Green Shoots

We finally saw some green on our screens last week after seven consecutive weeks of declines. The question is, were these the green shoots of new growth or just another head fake from this grinding bear market? The negative sentiment in the market has been substantial as seemingly everywhere we look we see financial pain – with increasing prices on food and fuel, new and used cars, airlines and travel, and continued supply bottlenecks due to war and shipping disruptions. When sentiment gets overwhelmingly negative it eventually becomes exhausting and the selling can quickly dry up. At this point buyers step back in. During a bear market you can see this cycle take place many times before the ultimate bottom. But trying to predict which specific rally is the true beginning of the next bull market and which one is just a head fake is a fool’s errand.  As long-term investors we are buyers on the way up and the way down and try to capture the most value along the way. That means rotating from overvalued sectors to undervalued ones rather than outright selling and moving to cash for prolonged periods of time jumping in and out of trades. Too many investors will make the devastating mistake of getting overconfident and trying to become traders during bull markets as everything is going up only to see their trades wiped out during a bear market and then feel the urge to sell not just losing trades but quality holdings as well, for “peace of mind”.
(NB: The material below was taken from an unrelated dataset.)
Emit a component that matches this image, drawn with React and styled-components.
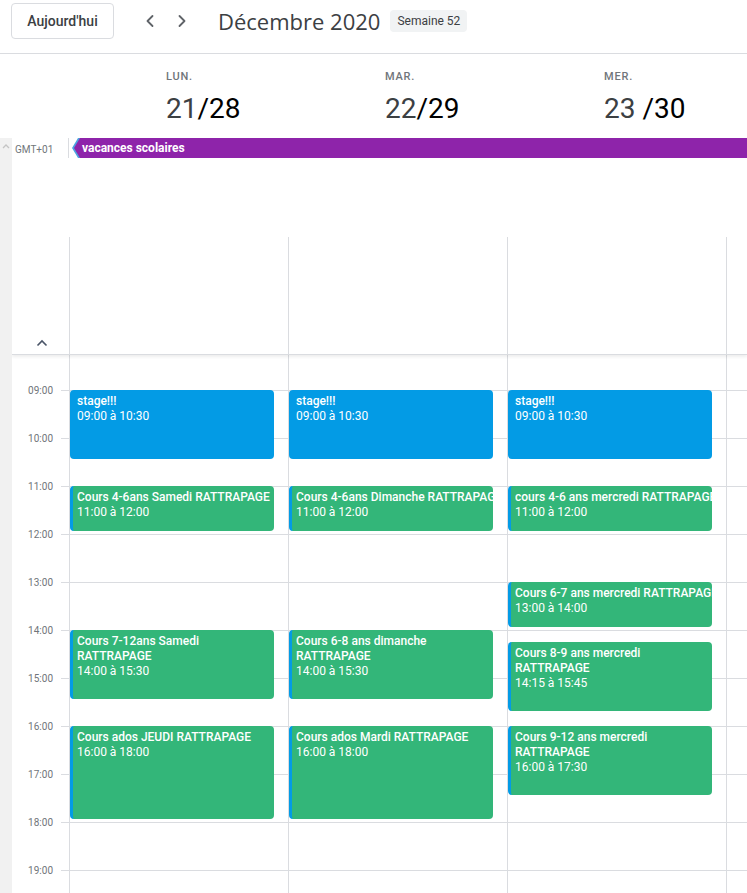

The rally we saw last week was most likely a result of more than just a break from relentless selling. The big metric all traders are focused on is inflation. And last week the Fed’s preferred inflation metric, the Core Personal Consumption Expenditure (PCE), showed signs of easing inflationary pressure. The figure came in at 4.9%, down from 5.2% the previous month. The markets reacted positively to the news since it raises the possibility that the Fed may be able to moderate its rate hikes if inflation continues to come down.

Consider this example on how raising interest rates by the Fed works its way through the economy and decreases spending power and ultimately demand for goods.

Today the median home price is 6.7x higher than median household income. Homes have never been more unaffordable - the Fed is aware and wants to moderate home price inflation. Raising interest rates will accomplish this. Furthermore, the Fed understands this action will moderate inflation more broadly as well. In Jan 2021 the cost of a 30-year mortgage was 2.65%. At that time the average home price was $401,700. Today a 30-year mortgage is 5.25% and the average home price is $570,000. That is a 95% increase in monthly payment from $1,294 to $2,519.

The cost of living in a home (for new buyers) essentially doubled in that time frame. All those extra dollars that would have flown through into the economy to be spent on gadgets, and clothes, and travel and whatever else will now be sucked up by banks rather than chasing goods and services.